14. The system of claim 13, wherein the git commit further comprises one or more of capturing a snapshot of a component running on the application orchestration, cloning a component of the application orchestration, backing up a component of the application orchestration, or restoring a component of the application orchestration.

15. The system of claim 1, wherein the data center automation platform executes the one or more of the continuous integration or the continuous delivery without running an instance of a continuous delivery agent on each of the plurality of clusters.

16. The system of claim 1, wherein the data center automation platform executes the one or more of the continuous integration or the continuous delivery based on information received from the git repository without running a git agent on any of the plurality of clusters.

17. The system of claim 1, wherein each of the plurality of clusters comprises:

a control plane node;

a plurality of compute nodes in communication with the control plane node;

a plurality of pods, wherein each of the plurality of pods is executed by one of the plurality of compute nodes; and

a storage volume in communication with the plurality of compute nodes.

18. The system of claim 1, wherein the data center automation platform periodically polls the git repository to identify whether an event has occurred on either of the infrastructure orchestration or the cluster orchestration.

19. The system of claim 18, wherein the data center automation platform is configured to clone at least a portion of the git repository in response to determining that the event occurred on either of the infrastructure orchestration or the cluster orchestration.

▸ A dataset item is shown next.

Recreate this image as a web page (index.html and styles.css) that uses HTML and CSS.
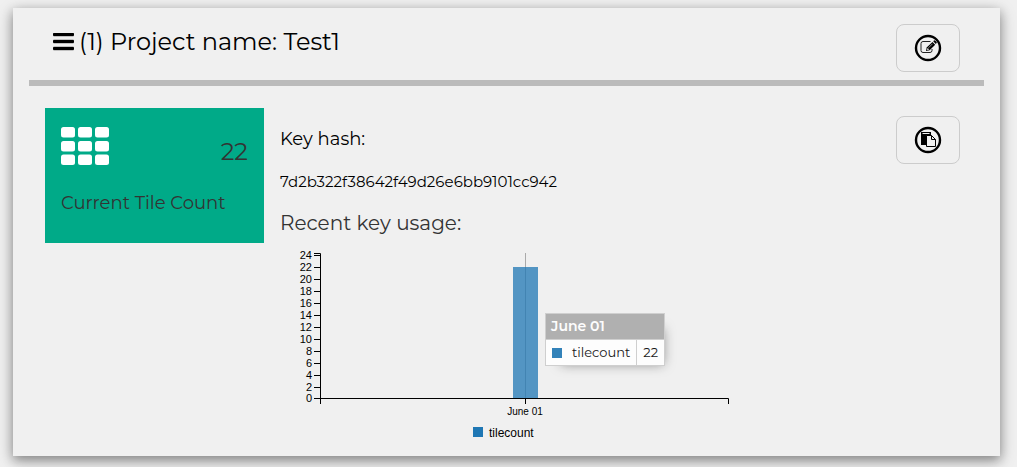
FILE: index.html
```html
<!DOCTYPE html>
<html lang="en">
<head>
<meta charset="utf-8">
<title>Project keys</title>
<link rel="stylesheet" href="styles.css">
</head>
<body>
<main class="card">
  <header class="card-header">
    <h1 class="project-name">
      <svg class="bars" viewBox="0 0 21 18" aria-hidden="true"><path d="M1 0h19q1 0 1 1v1q0 1-1 1H1Q0 3 0 2V1Q0 0 1 0zM1 7h19q1 0 1 1v1q0 1-1 1H1Q0 10 0 9V8Q0 7 1 7zM1 14h19q1 0 1 1v1q0 1-1 1H1q-1 0-1-1v-1q0-1 1-1z" stroke="#000" stroke-width=".4"/></svg>
      <span>(1) Project name: Test1</span>
    </h1>
    <button class="icon-button" type="button" aria-label="Edit project">
      <svg class="icon" viewBox="0 0 28 28" aria-hidden="true">
        <circle cx="14" cy="14" r="12" fill="none" stroke="#000" stroke-width="2.400"/>
        <path d="M16.500 7.500H9Q7 7.500 7 9.500V16.500Q7 18.500 9 18.500H16Q18 18.500 18 16.500V15" fill="none" stroke="#222"/>
        <path d="M12 17l.7-3.500L18.500 8l2.700 2.700-5.600 5.600z"/>
        <path d="M19.200 7.300l.8-.8q.6-.4 1.100.1l1.500 1.500q.5.500 0 1l-.8.900z"/>
        <path d="M14.500 13.800l4-4M13.200 15.800l.6-1.400 1 1z" fill="#eee" stroke="#eee" stroke-width=".6"/>
      </svg>
    </button>
  </header>
  <section class="card-body">
    <div class="tile">
      <div class="tile-top">
        <svg class="tile-icon" viewBox="0 0 48 38" fill="#fff" aria-hidden="true">
          <rect width="14" height="10.500" rx="2.500"/><rect x="17" width="14" height="10.500" rx="2.500"/><rect x="34" width="14" height="10.500" rx="2.500"/>
          <rect y="14" width="14" height="10.500" rx="2.500"/><rect x="17" y="14" width="14" height="10.500" rx="2.500"/><rect x="34" y="14" width="14" height="10.500" rx="2.500"/>
          <rect y="27.500" width="14" height="10.500" rx="2.500"/><rect x="17" y="27.500" width="14" height="10.500" rx="2.500"/><rect x="34" y="27.500" width="14" height="10.500" rx="2.500"/>
        </svg>
        <span class="tile-value">22</span>
      </div>
      <h2 class="tile-label">Current Tile Count</h2>
    </div>
    <div class="details">
      <h2 class="key-title">Key hash:</h2>
      <p class="key-hash">7d2b322f38642f49d26e6bb9101cc942</p>
      <h2 class="usage-title">Recent key usage:</h2>
      <div class="chart">
        <svg class="plot" width="460" height="192" viewBox="0 0 460 192" role="img" aria-label="Tile count on June 01: 22">
          <path class="focus-line" d="M245.500 5V150"/>
          <rect class="bar" x="233" y="19" width="25" height="131"/>
          <path class="axis" d="M34 5.500H40.500V156M34 150.500H448.500V156M245.500 150V156M34 7.500h6M34 19.500h6M34 31.500h6M34 43.500h6M34 55.500h6M34 67.500h6M34 79.500h6M34 91.500h6M34 103.500h6M34 115.500h6M34 127.500h6M34 139.500h6"/>
          <g class="y-labels">
            <text x="32" y="11">24</text><text x="32" y="23">22</text><text x="32" y="35">20</text><text x="32" y="47">18</text><text x="32" y="59">16</text><text x="32" y="71">14</text><text x="32" y="83">12</text><text x="32" y="95">10</text><text x="32" y="107">8</text><text x="32" y="119">6</text><text x="32" y="131">4</text><text x="32" y="143">2</text><text x="32" y="154">0</text>
          </g>
          <text class="x-label" x="245" y="167">June 01</text>
          <rect class="legend-mark" x="193" y="179" width="10" height="10"/>
          <text class="legend-label" x="209" y="189">tilecount</text>
        </svg>
        <table class="tooltip">
          <thead><tr><th colspan="2">June 01</th></tr></thead>
          <tbody><tr><td class="series"><span class="series-row"><span class="swatch"></span>tilecount</span></td><td class="amount">22</td></tr></tbody>
        </table>
      </div>
    </div>
    <button class="icon-button" type="button" aria-label="Copy key hash">
      <svg class="icon" viewBox="0 0 28 28" aria-hidden="true">
        <circle cx="14" cy="14" r="12" fill="none" stroke="#000" stroke-width="2.400"/>
        <path d="M7 6h10v4h-5v9H7z"/>
        <path d="M8.500 7.500h7" stroke="#eee"/>
        <path d="M12.500 9.500h5l4 4v7h-9z" fill="#f0f0f0" stroke="#000"/>
        <path d="M17.500 9.500v4h4" fill="none" stroke="#000"/>
      </svg>
    </button>
  </section>
</main>
</body>
</html>
```
FILE: styles.css
```css
* { box-sizing: border-box; }
body {
  margin: 0;
  padding: 8px 17px 11px 13px;
  background: #f0f0f0;
  color: #000;
  font-family: Montserrat, Inter, sans-serif;
}
h1, h2, p { margin: 0; font-weight: 400; }
.card {
  padding: 16px;
  background: #f0f0f0;
  box-shadow: 0 4px 10px rgba(0, 0, 0, .3), 0 4px 16px rgba(0, 0, 0, .24);
}
.card-header {
  display: flex;
  justify-content: space-between;
  align-items: flex-start;
  padding: 0 24px 8px;
  border-bottom: 6px solid #bbb;
}
.project-name {
  display: flex;
  align-items: center;
  gap: 5px;
  font-size: 24px;
  line-height: 36px;
}
.bars { width: 21px; height: 18px; }
.icon-button {
  flex: none;
  display: flex;
  align-items: center;
  justify-content: center;
  width: 64px;
  height: 48px;
  padding: 0;
  border: 1px solid #ccc;
  border-radius: 8px;
  background: transparent;
}
.icon { width: 28px; height: 28px; }
.card-body {
  display: flex;
  align-items: flex-start;
  padding: 22px 24px 0 16px;
}
.card-body > .icon-button { margin-top: 8px; }
.tile {
  flex: none;
  width: 219px;
  padding: 16px;
  background: #00aa88;
  color: #333;
}
.tile-top { display: flex; justify-content: space-between; }
.tile-icon { width: 48px; height: 38px; margin-top: 3px; }
.tile-value { padding-top: 10px; font-size: 24px; line-height: 36px; }
.tile-label { padding: 20px 0 10px; font-size: 18px; line-height: 27px; }
.details { flex: 1; min-width: 0; padding: 18px 16px 0; }
.key-title { font-size: 18px; line-height: 27px; }
.key-hash { padding-top: 17px; font-size: 15px; line-height: 24px; }
.usage-title { padding-top: 14px; color: #333; font-size: 20px; line-height: 30px; }
.chart { position: relative; padding-top: 10px; }
.plot { display: block; font-family: "Liberation Sans", sans-serif; font-size: 10px; }
.axis { fill: none; stroke: #000; }
.focus-line { stroke: #aaa; }
.bar { fill: #1f77b4; opacity: .75; }
.y-labels { font-size: 11px; text-anchor: end; }
.x-label { text-anchor: middle; }
.legend-mark { fill: #1f77b4; }
.legend-label { font-size: 12px; }
.tooltip {
  position: absolute;
  top: 75px;
  left: 265px;
  width: 120px;
  border-collapse: collapse;
  background: #fff;
  box-shadow: 7px 7px 12px -9px #777;
  opacity: .9;
}
.tooltip th {
  padding: 2px 5px;
  border: 1px solid #ccc;
  background: #aaa;
  color: #fff;
  font-size: 14px;
  font-weight: 600;
  line-height: 21px;
  text-align: left;
}
.tooltip td { border: 1px solid #ccc; padding: 3px 6px; font-size: 13px; line-height: 19px; }
.tooltip .amount { border-left: 1px dotted #999; text-align: right; }
.series-row { display: flex; align-items: center; gap: 10px; }
.swatch { width: 10px; height: 10px; background: #1f77b4; }
```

20. The system of claim 1, further comprising a READ ONLY access token established between the git repository and the data center automation platform enabling the data center automation platform to read information stored on the git repository;

wherein the data center automation platform is configured to read the git repository to determine whether a user has added a file to the git repository, deleted a file on the git repository, or updated a file on the git repository.